“You are already dead” is perhaps one of the most iconic lines in media, and it comes from the Fist of the North Star manga. Tetsuo Hara and Buronson’s 1983 Shonen Jump series is practically the definition of “seminal,” but I have to admit that beyond that iconic line and a few clips seen here and there, I have basically no knowledge of the series. The manga and its two anime adaptations were almost required material for older fans of classic 80s “Japanimation,” but I came to the hobby a little later and it passed me by.
Imagine my surprise, then, when that iconic line manifests in the original manga as a panel little more than a sixteenth the size of its page.
It’s a little hard to imagine such a small panel could be part of a story so influential that its gravity seems at times inescapable more than thirty years later. Almost every show with a metafictional bone in its body, from Great Teacher Onizuka to How Heavy Are The Dumbbells You Lift? packs in some kind of tribute to Fist of the North Star.
One would be forgiven for thinking that there would be nothing new to gain from reading something so heavily referenced by what came after. Thankfully, I’m happy to eat my words. Reading the first volume of the Fist of the North Star manga, courtesy of VIZ Media, felt less “retro” and more like a fresh, new experience.
That being said, viewed from outside, Fist of the North Star isn’t exactly novel in its setting or characters. Its post-apocalyptic world, teeming with savage biker gangs and ruined cities, is basically pulled from The Road Warrior. The main thing differentiating it from any number of more traditional martial arts-focused stories is its use of that Mad Max leather-and-scrap-metal chic.
The first volume takes its time with mood, too. We don’t even see Kenshiro or aby implication of what the story is about until ten pages in. A squad of raiders goes on a bloody killing spree, only to encounter another group of their comrades maimed and mutilated by some unknown party. Mysteriously, one bandit’s head deflates, then explodes long after the culprit had left the scene.
Such is the wage of Hokuto Shinken, the deadly assassination art practiced by our hero, Kenshiro. The first story of the Fist of the North Star manga serves as an effective introduction to the whole series’ regular beats. Kenshiro arrives in a new area and, after finding out the situation, is up against a new threat. Naturally, the threat–in this case the Zeed gang–proves little threat to Ken himself. His mastery of the body’s “meridian channeling points” enables him to dispatch entire groups of foes with barely a change in his implacable expression. Then, having exploded his enemies, Ken moves on.

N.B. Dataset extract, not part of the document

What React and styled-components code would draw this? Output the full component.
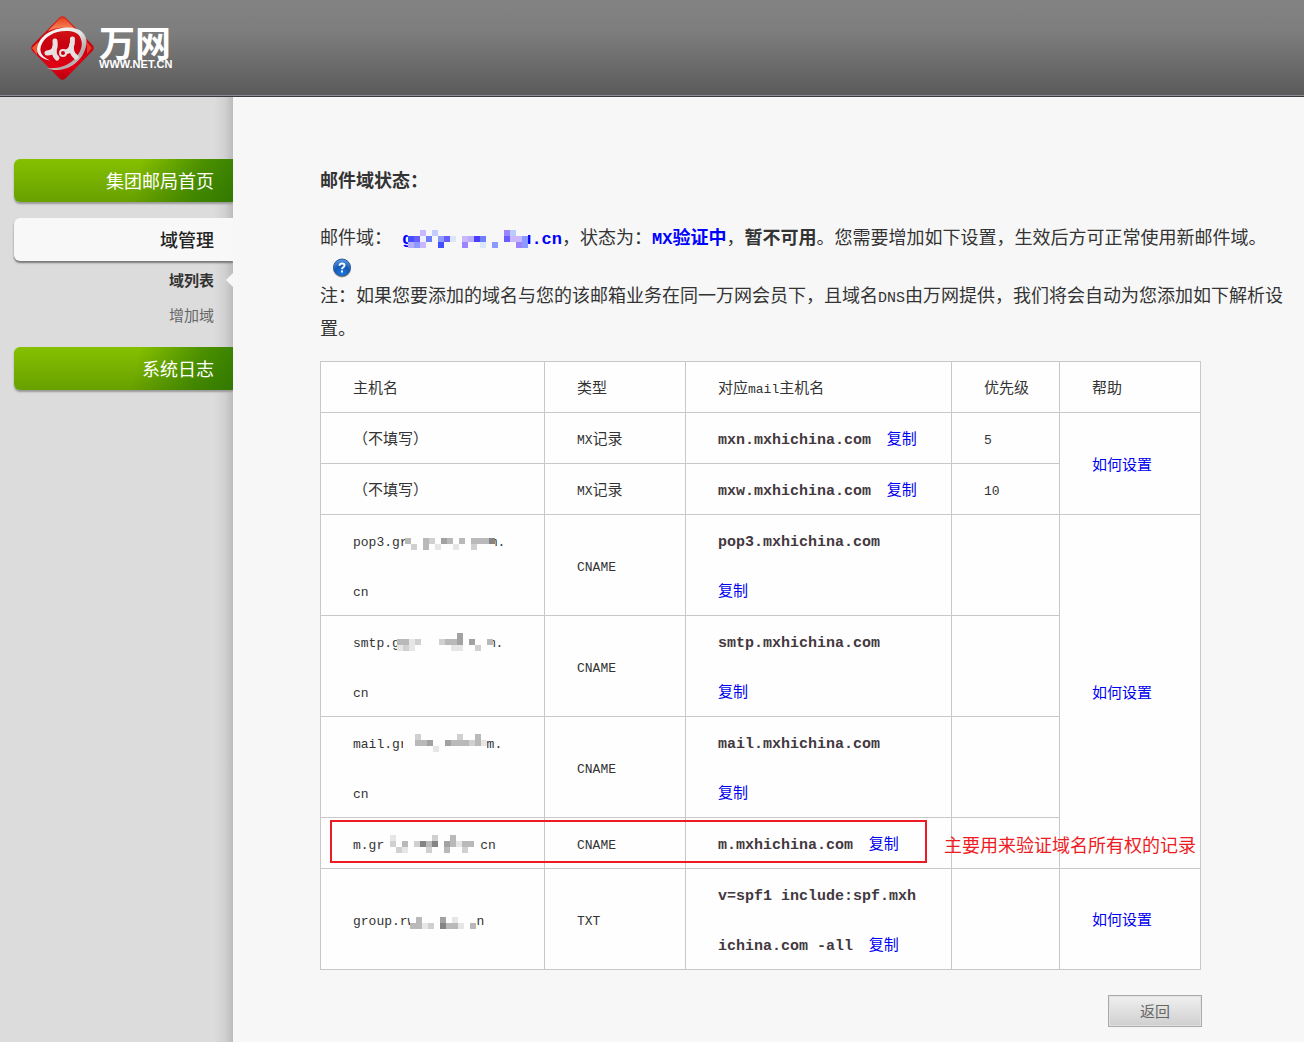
import React from "react";
import styled, { createGlobalStyle } from "styled-components";

const cjk = `"Noto Sans CJK SC", sans-serif`;
const mono = `"Liberation Mono", "Noto Sans CJK SC", monospace`;

const GlobalStyle = createGlobalStyle`
  * { box-sizing: border-box; }
  body { margin: 0; background: #f7f7f7; color: #333; font-family: ${cjk}; }
  p, h1, ul { margin: 0; padding: 0; }
  ul { list-style: none; }
  a { text-decoration: none; }
`;

const Page = styled.div`
  display: flex;
  flex-direction: column;
  min-height: 100vh;
`;

const Header = styled.header`
  display: flex;
  align-items: center;
  height: 97px;
  padding-left: 30px;
  background: linear-gradient(#828282 0%, #7e7e7e 32%, #5a5a5a 100%);
  border-bottom: 1px solid #3c3a40;
  box-shadow: inset 0 -1px 0 #8c8a94;
`;

const Brand = styled.a`
  display: flex;
  align-items: center;
  gap: 4px;
  color: #fff;
`;

const BrandText = styled.span`
  display: flex;
  flex-direction: column;
`;

const BrandName = styled.span`
  font-size: 36px;
  font-weight: 700;
  line-height: 36px;
`;

const BrandUrl = styled.span`
  font: bold 11px/10px "Liberation Sans", sans-serif;
  padding-bottom: 4px;
`;

const Body = styled.div`
  display: flex;
  flex: 1;
`;

const Sidebar = styled.nav`
  flex: 0 0 233px;
  padding: 62px 0 0 14px;
  background: linear-gradient(to right, rgba(0, 0, 0, 0) 214px, rgba(0, 0, 0, 0.05) 225px, rgba(0, 0, 0, 0.15) 233px), #dcdcdc;
`;

const NavLink = styled.a`
  display: block;
  height: 43px;
  padding-right: 19px;
  border-radius: 6px 0 0 6px;
  font-size: 18px;
  line-height: 43px;
  text-align: right;
  color: ${(p) => (p.$active ? "#222" : "#fff")};
  font-weight: ${(p) => (p.$active ? 500 : 400)};
  background: ${(p) =>
    p.$active
      ? "#f8f8f8"
      : "linear-gradient(105deg, rgba(40, 115, 0, 0) 55%, rgba(40, 115, 0, 0.6) 82%, rgba(40, 115, 0, 0.85) 100%), linear-gradient(#86c000, #68a000)"};
  box-shadow: 0 2px 2px ${(p) => (p.$active ? "#777" : "#999")};
  clip-path: inset(-4px 0 -4px -4px);
  margin-bottom: ${(p) => (p.$active ? 0 : 16)}px;
`;

const SubList = styled.ul`
  padding: 1px 0 15px;
`;

const SubItem = styled.li`
  display: flex;
  justify-content: flex-end;
  align-items: center;
  gap: 12px;
  height: 35px;
  padding-right: ${(p) => (p.$current ? 0 : 19)}px;
`;

const SubLink = styled.a`
  font-size: 15px;
  font-weight: ${(p) => (p.$current ? 700 : 400)};
  color: ${(p) => (p.$current ? "#333" : "#666")};
`;

const Pointer = styled.span`
  border: 7px solid transparent;
  border-left: 0;
  border-right-color: #f7f7f7;
`;

const Content = styled.main`
  flex: 1;
  min-width: 0;
  padding: 66px 20px 15px 87px;
`;

const Title = styled.h1`
  margin-bottom: 24px;
  font-size: 18px;
  line-height: 33px;
`;

const Text = styled.p`
  font-size: 18px;
  line-height: 33px;
  line-break: anywhere;
`;

const Latin = styled.span`
  font-family: ${mono};
  font-size: 15px;
  line-height: 1;
`;

const Status = styled.strong`
  color: #0000fe;
`;

const StatusLatin = styled.span`
  font-family: ${mono};
  font-size: 17px;
  line-height: 1;
`;

const Domain = styled(StatusLatin)`
  margin-left: 10px;
`;

const HelpButton = styled.button`
  display: block;
  width: 20px;
  height: 20px;
  margin: 5px 12px 0;
  padding: 0;
  border: 0;
  background: none;
`;

const TableArea = styled.div`
  position: relative;
  max-width: 881px;
  margin-top: 17px;
`;

const Table = styled.table`
  width: 100%;
  table-layout: fixed;
  border-collapse: collapse;
  background: #fefefe;
  font-size: 15px;
  line-height: 50px;

  th, td {
    padding: 0 32px;
    border: 1px solid #c8c8c8;
    text-align: left;
    font-weight: 400;
    white-space: nowrap;
  }
`;

const CellLatin = styled.span`
  font-family: ${mono};
  font-size: 13px;
  line-height: 1;
`;

const TargetCell = styled.td`
  && { white-space: normal; }
`;

const Target = styled.strong`
  font-family: ${mono};
  font-size: 15px;
  line-height: 1;
  word-break: break-all;
  color: #433840;
`;

const Link = styled.a`
  white-space: nowrap;
  color: #0000f0;
`;

const MosaicSvg = styled.svg`
  position: relative;
  display: inline-block;
  vertical-align: -4px;
  margin: 0 ${(p) => p.$end}px 0 ${(p) => p.$start}px;
  shape-rendering: crispEdges;
`;

const Highlight = styled.div`
  position: absolute;
  top: 459px;
  left: 10px;
  width: 597px;
  height: 43px;
  border: 2px solid #ed1c24;
`;

const Note = styled.div`
  position: absolute;
  top: 470px;
  left: 624px;
  font-size: 18px;
  line-height: 27px;
  white-space: nowrap;
  color: #ed1c24;
`;

const Actions = styled.div`
  display: flex;
  justify-content: flex-end;
  max-width: 882px;
  margin-top: 25px;
`;

const BackButton = styled.button`
  width: 94px;
  height: 32px;
  padding: 0;
  border: 1px solid #aaa;
  background: linear-gradient(#f0f0f0, #cfcfcf);
  box-shadow: inset 0 0 0 1px #e2e2e2;
  font: 15px/28px ${cjk};
  color: #666;
`;

const GREYS = { 1: "#e6e6e6", 2: "#d0d0d0", 3: "#b9b9b9", 4: "#a2a2a2", 5: "#848484" };
const BLUES = {
  a: "#4052ff", b: "#6b5cff", c: "#c9b8ff", d: "#c4ccff", e: "#9c84ff",
  f: "#b8ccff", g: "#f0eeff", h: "#6c80ff", i: "#8c9aff", j: "#d8e8fa",
  k: "#b8acff", l: "#4c3cff",
};

function Mosaic({ rows, palette = GREYS, base = "#fefefe", start = 0, end = 0 }) {
  const w = rows[0].length * 6;
  const h = rows.length * 6;
  return (
    <MosaicSvg width={w} height={h} $start={start} $end={end} aria-hidden="true">
      <rect width={w} height={h} fill={base} />
      {rows.flatMap((row, y) =>
        [...row].map((c, x) =>
          c === "." ? null : <rect key={`${x}-${y}`} x={x * 6} y={y * 6} width="6" height="6" fill={palette[c]} />
        )
      )}
    </MosaicSvg>
  );
}

function Logo() {
  return (
    <svg width="65" height="66" viewBox="0 0 65 66" aria-hidden="true">
      <defs>
        <linearGradient id="red" x1="0" y1="0" x2="0" y2="1">
          <stop offset="0" stopColor="#d8261a" />
          <stop offset="0.45" stopColor="#c80010" />
          <stop offset="0.8" stopColor="#e00014" />
          <stop offset="1" stopColor="#b8000c" />
        </linearGradient>
        <linearGradient id="glow" x1="0" y1="0" x2="0" y2="1">
          <stop offset="0" stopColor="#e04020" />
          <stop offset="1" stopColor="#ff9060" />
        </linearGradient>
        <linearGradient id="silver" x1="0" y1="0" x2="1" y2="1">
          <stop offset="0" stopColor="#ffffff" />
          <stop offset="0.5" stopColor="#e4e4e4" />
          <stop offset="0.75" stopColor="#b0a8a8" />
          <stop offset="1" stopColor="#ffffff" />
        </linearGradient>
      </defs>
      <path d="M29.500 2.500Q32.500 -0.200 35.500 2.500L62.500 30Q65 33 62.500 36L35.500 63.500Q32.500 66 29.500 63.500L2.500 36Q0 33 2.500 30Z" fill="url(#red)" />
      <path d="M30 3.500Q32.500 1.500 35 3.500L47 16Q32 9 18 16Z" fill="url(#glow)" />
      <path d="M2 33L8 27L7 40Z" fill="#f05a30" />
      <path d="M62 33L57 27L57 39Z" fill="#e83a28" />
      <path
        fillRule="evenodd"
        fill="url(#silver)"
        d="M20 45.500C10 44 5.500 38 7.500 31C11 19 25 12.500 38 12.500C50 12.500 57.500 19 56.500 29C54.500 43 42 54.500 28 55C24 55.300 20 54.500 17 53C27 54 36 51.500 43 45.500C49 39.500 53 33 51.500 26C50 18.500 45 16 36 16C24 16 14 22 11 31C9 37 12 42 20 45.500Z"
      />
      <path
        d="M25 26C26 33 24 38 17 38M24.500 32C24 38 24 40 27 43M42.500 24C43 31 40 37 35 37M41.500 30C41 36 42 39 46 42"
        fill="none"
        stroke="#e6e0e0"
        strokeWidth="5"
        strokeLinecap="round"
      />
      <circle cx="33" cy="38" r="3" fill="#c80010" stroke="#e6e0e0" strokeWidth="2" />
    </svg>
  );
}

function HelpIcon() {
  return (
    <svg width="20" height="20" viewBox="0 0 20 20" aria-hidden="true">
      <defs>
        <radialGradient id="ball" cx="0.5" cy="0.85" r="0.9">
          <stop offset="0" stopColor="#1a7ae0" />
          <stop offset="0.5" stopColor="#1458b8" />
          <stop offset="1" stopColor="#68a8e8" />
        </radialGradient>
      </defs>
      <circle cx="10" cy="10.500" r="9" fill="#555" opacity="0.6" />
      <circle cx="10" cy="9.500" r="8.500" fill="url(#ball)" stroke="#2c5c98" strokeWidth="1" />
      <path d="M7.500 7.800C7.500 4.600 12.600 4.700 12.500 7.500C12.400 9.300 10 9.200 10 11.200" fill="none" stroke="#fff" strokeWidth="2" />
      <rect x="9" y="12.500" width="2" height="2" fill="#fff" />
    </svg>
  );
}

const Copy = () => (
  <>
    <CellLatin>{"\u00a0 "}</CellLatin>
    <Link href="#copy">复制</Link>
  </>
);

const HowTo = () => <Link href="#help">如何设置</Link>;

const records = [
  { host: "（不填写）", type: <><CellLatin>MX</CellLatin>记录</>, target: "mxn.mxhichina.com", priority: "5", span: 2 },
  { host: "（不填写）", type: <><CellLatin>MX</CellLatin>记录</>, target: "mxw.mxhichina.com", priority: "10" },
  {
    host: <CellLatin>pop3.gr<Mosaic start={-3} end={-5} rows={["3..32.43.3.3335", ".2.3.1..1..2..."]} />m.<br />cn</CellLatin>,
    type: <CellLatin>CNAME</CellLatin>, target: "pop3.mxhichina.com", span: 4,
  },
  {
    host: <CellLatin>smtp.g<Mosaic start={-3} end={-5} rows={["..........4.....", "3312...2334.4..3", "121......11..2.."]} />m.<br />cn</CellLatin>,
    type: <CellLatin>CNAME</CellLatin>, target: "smtp.mxhichina.com",
  },
  {
    host: <CellLatin>mail.gr<Mosaic start={-5} rows={["..2......2..3.", "..334..4333231", ".....1........"]} />m.<br />cn</CellLatin>,
    type: <CellLatin>CNAME</CellLatin>, target: "mail.mxhichina.com",
  },
  {
    host: <CellLatin>m.gr<Mosaic rows={[".1......2..3....", ".2.3.2535.43133.", "..21...2..3..2.."]} />cn</CellLatin>,
    type: <CellLatin>CNAME</CellLatin>, target: "m.mxhichina.com",
  },
  {
    host: <CellLatin>group.rw<Mosaic start={-5} rows={[".3...4.1...", "3312.5331.3"]} />n</CellLatin>,
    type: <CellLatin>TXT</CellLatin>, target: "v=spf1 include:spf.mxhichina.com -all", span: 1,
  },
];

export default function App() {
  return (
    <Page>
      <GlobalStyle />
      <Header>
        <Brand href="#home">
          <Logo />
          <BrandText>
            <BrandName>万网</BrandName>
            <BrandUrl>WWW.NET.CN</BrandUrl>
          </BrandText>
        </Brand>
      </Header>
      <Body>
        <Sidebar>
          <NavLink href="#index">集团邮局首页</NavLink>
          <NavLink href="#domains" $active>域管理</NavLink>
          <SubList>
            <SubItem $current>
              <SubLink href="#list" $current>域列表</SubLink>
              <Pointer />
            </SubItem>
            <SubItem>
              <SubLink href="#add">增加域</SubLink>
            </SubItem>
          </SubList>
          <NavLink href="#logs">系统日志</NavLink>
        </Sidebar>
        <Content>
          <Title>邮件域状态：</Title>
          <Text>
            邮件域：
            <Status>
              <Domain>
                g
                <Mosaic
                  start={-4}
                  end={-7}
                  base="#f7f7f7"
                  palette={BLUES}
                  rows={["..c.d...........ef..", "abgh.ibj.cklh...bcci", "kic..a...e..j.i...ei"]}
                />
                u.cn
              </Domain>
            </Status>
            ，状态为：<Status><StatusLatin>MX</StatusLatin>验证中</Status>，<strong>暂不可用</strong>。您需要增加如下设置，生效后方可正常使用新邮件域。
          </Text>
          <HelpButton type="button" aria-label="帮助">
            <HelpIcon />
          </HelpButton>
          <Text>
            注：如果您要添加的域名与您的该邮箱业务在同一万网会员下，且域名<Latin>DNS</Latin>由万网提供，我们将会自动为您添加如下解析设置。
          </Text>
          <TableArea>
            <Table>
              <colgroup>
                <col width="224" />
                <col width="141" />
                <col width="266" />
                <col width="108" />
                <col width="141" />
              </colgroup>
              <thead>
                <tr>
                  <th>主机名</th>
                  <th>类型</th>
                  <th>对应<CellLatin>mail</CellLatin>主机名</th>
                  <th>优先级</th>
                  <th>帮助</th>
                </tr>
              </thead>
              <tbody>
                {records.map((r, i) => (
                  <tr key={i}>
                    <td>{r.host}</td>
                    <td>{r.type}</td>
                    <TargetCell>
                      <Target>{r.target}</Target>
                      <Copy />
                    </TargetCell>
                    <td><CellLatin>{r.priority}</CellLatin></td>
                    {r.span && <td rowSpan={r.span}><HowTo /></td>}
                  </tr>
                ))}
              </tbody>
            </Table>
            <Highlight />
            <Note>主要用来验证域名所有权的记录</Note>
          </TableArea>
          <Actions>
            <BackButton type="button">返回</BackButton>
          </Actions>
        </Content>
      </Body>
    </Page>
  );
}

I say his expression is implacable, but one other interesting thing about Fist of the North Star is that Kenshiro is actually quite expressive. (And handsome!) Trained by scattered clips of the anime series and decades of parodies, I expected the hypermasculine beefcake look. In truth, Kenshiro’s physique and appearance are much closer to Kazuma Kiryu of the Yakuza games–a big guy with a soulful look. As it turns out, the distance between Kenshiro and the latter-day fashion icons of new JoJo’s Bizarre Adventure stories is much smaller than I had been led to believe.
And even when he does maintain an unchanging, stony-faced look during fights, Tetsuo Hara ably conveys attitude through poses and body language. His confidence at confronting scumbags that pose no threat is clear. The moment he’s driven to tears is as striking as the sunrise after a long night. And finally, his rage is reserved for those who truly warrant it. The villains who victimize the weak and King, the martial artist who kidnapped his fiancé Yuria.
It’s in facing King up through the latter half of Fist of the North Star volume 1 that we get bigger movements in the plot. Kenshiro visits the city of Southern Cross, a metropolis conquered by King, the master of Nanto Seiken. That art, the Yang to Hokuto Shinken’s Yin, seems like the kind of obstacle that should be saved for the very end of a series, but in Fist of the North Star, it’s really more of an action-packed, yet emotional kicker to close out the prologue.
By the end of Fist of the North Star volume 1, a new story takes root, but it remains of roughly the same structure established at the start. Kenshiro and his traveling companion Bat are in a new place with new rules and threats. Can these threats stand up to the ultimate power of Hokuto Shinken? Probably not, but it’ll be entertaining to see them explode.
Fist of the North Star is published by Viz Media and will release through the VIZ Signature imprint on June 15, 2021. A game spinoff, Fist of the North Star: Lost Paradise, is immediately available on the PS4.